Review Summary: A fitting closing chapter to one of the most memorable concept albums in recent years.
You know, I never was much of a Whitechapel fan before The Valley, something I believe extends to a considerable parcel of the band's fanbase these days. Earlier singles "Brimstone" and "Black Bear" were impressive and generated curiosity, already showing the direction towards a more grandiose experience with all the atmospheric leads hidden beneath and between the heavy chugging. And while following songs showed that the band was branching out their sound, it's the ending notes of Doom Woods that bring to light what a fantastic piece of story-telling and world-building it is (The Valley often occupying the same space in my memory that The Devil All The Time's Ohio, Alan Wake's Bright Falls, and Twin Peaks reside), so when the band announced that their next album was going to be a sequel to its story, I was beyond excited.
Truth be told, Kin is a totally different beast, and when opener "I Will Find You" shows its cards, it's noticeable that the whole opressive atmosphere that built The Valley as this palpable place is gone, the place no longer being the star of the story, but Phil's own personal experience and conflict with the events that ocurred during the first part of the story, its lyrics ("The devil is dead / I have never felt the way that I have until I left The Valley in flames") announcing the beginning of the new chapter in a fairly upbeat way.
While songs like "A Bloodsoaked Symphony", "The Ones That Made Us" and "To The Wolves" offer crushingly and uninterrupted moments of heaviness and each member of the band shows their importance and competence, it's vocalists Phil Bozeman and guitarist Ben Savage that steal the show in Kin with beautiful clean vocals and tasteful and souful solos and guitar melodies aplenty, the two last tracks ("Without Us" and "Kin") showing each of them, respectivately, at some of their strongest moments.
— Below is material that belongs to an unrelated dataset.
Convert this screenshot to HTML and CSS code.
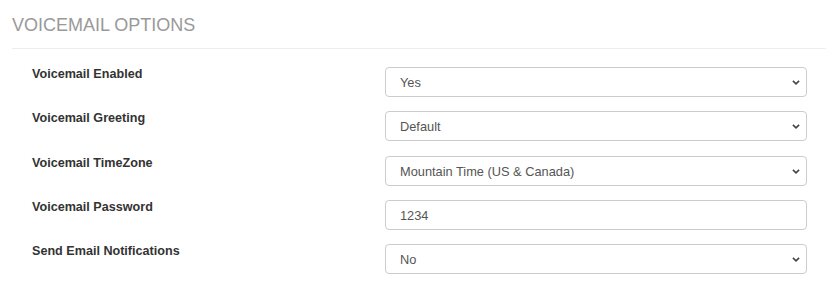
FILE: index.html
```html
<!DOCTYPE html>
<html>
<head>
<meta charset="utf-8">
<link rel="stylesheet" href="styles.css">
</head>
<body>
<div class="panel">
  <div class="panel-head"><h3 class="title">VOICEMAIL OPTIONS</h3></div>
  <form class="form">
    <div class="row">
      <label class="label">Voicemail Enabled</label>
      <div class="field">
        <select class="control"><option>Yes</option><option>No</option></select>
        <svg class="chev" width="8" height="5" viewBox="0 0 8 5"><path d="M0.9 0.9 L4 3.8 L7.1 0.9" fill="none" stroke="#444" stroke-width="1.6"/></svg>
      </div>
    </div>
    <div class="row">
      <label class="label">Voicemail Greeting</label>
      <div class="field">
        <select class="control"><option>Default</option></select>
        <svg class="chev" width="8" height="5" viewBox="0 0 8 5"><path d="M0.9 0.9 L4 3.8 L7.1 0.9" fill="none" stroke="#444" stroke-width="1.6"/></svg>
      </div>
    </div>
    <div class="row">
      <label class="label">Voicemail TimeZone</label>
      <div class="field">
        <select class="control"><option>Mountain Time (US &amp; Canada)</option></select>
        <svg class="chev" width="8" height="5" viewBox="0 0 8 5"><path d="M0.9 0.9 L4 3.8 L7.1 0.9" fill="none" stroke="#444" stroke-width="1.6"/></svg>
      </div>
    </div>
    <div class="row">
      <label class="label">Voicemail Password</label>
      <div class="field">
        <input class="control" type="text" value="1234">
      </div>
    </div>
    <div class="row">
      <label class="label">Send Email Notifications</label>
      <div class="field">
        <select class="control"><option>No</option><option>Yes</option></select>
        <svg class="chev" width="8" height="5" viewBox="0 0 8 5"><path d="M0.9 0.9 L4 3.8 L7.1 0.9" fill="none" stroke="#444" stroke-width="1.6"/></svg>
      </div>
    </div>
  </form>
</div>
</body>
</html>
```
FILE: styles.css
```css
* { box-sizing: border-box; }
html, body {
  margin: 0;
  padding: 0;
  background: #fff;
  font-family: "Liberation Sans", Arial, sans-serif;
}
.panel {
  width: 826px;
}
.panel-head {
  margin-left: 12px;
  padding-top: 15px;
  padding-bottom: 13px;
  border-bottom: 1px solid #eeeeee;
}
.title {
  margin: 0;
  font-size: 18px;
  line-height: 20px;
  font-weight: normal;
  color: #999999;
}
.form {
  margin: 0;
  padding: 18px 19px 0 32px;
}
.row {
  display: flex;
  align-items: flex-start;
  margin-bottom: 14.3px;
}
.label {
  width: 353px;
  flex: none;
  font-size: 12.6px;
  line-height: 14px;
  font-weight: bold;
  color: #333333;
}
.field {
  position: relative;
  flex: 1;
}
.control {
  display: block;
  width: 100%;
  height: 30px;
  margin: 0;
  padding: 1px 14px 0;
  border: 1px solid #cccccc;
  border-radius: 4px;
  background: #fff;
  font-family: "Liberation Sans", Arial, sans-serif;
  font-size: 12.8px;
  color: #555555;
  appearance: none;
  -webkit-appearance: none;
  outline: none;
}
.chev {
  position: absolute;
  right: 7px;
  top: 13px;
  pointer-events: none;
}
```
Many times I read that Kin was The Valley Pt.2, and I don't know if I fully agree with this statement. While, of course, both albums play each other narrative-wise and it was the public and critical acclaim that the changes in The Valley that built a comfortable situation where the band could go further, Kin is a very different album, trading hostility for comfort, endless desesperation and hopelessness for bittersweet closure. While it may be a divisive record due to how different it is, when the last chorus lyrics of the closing track of "It's time for both of us to let this go" fade into the acoustic guitar and this one fades into silence, the same wave of relief that washes over us at the end of a good book is felt, and you can't help but feel satisfaction to what gorgeous story was told.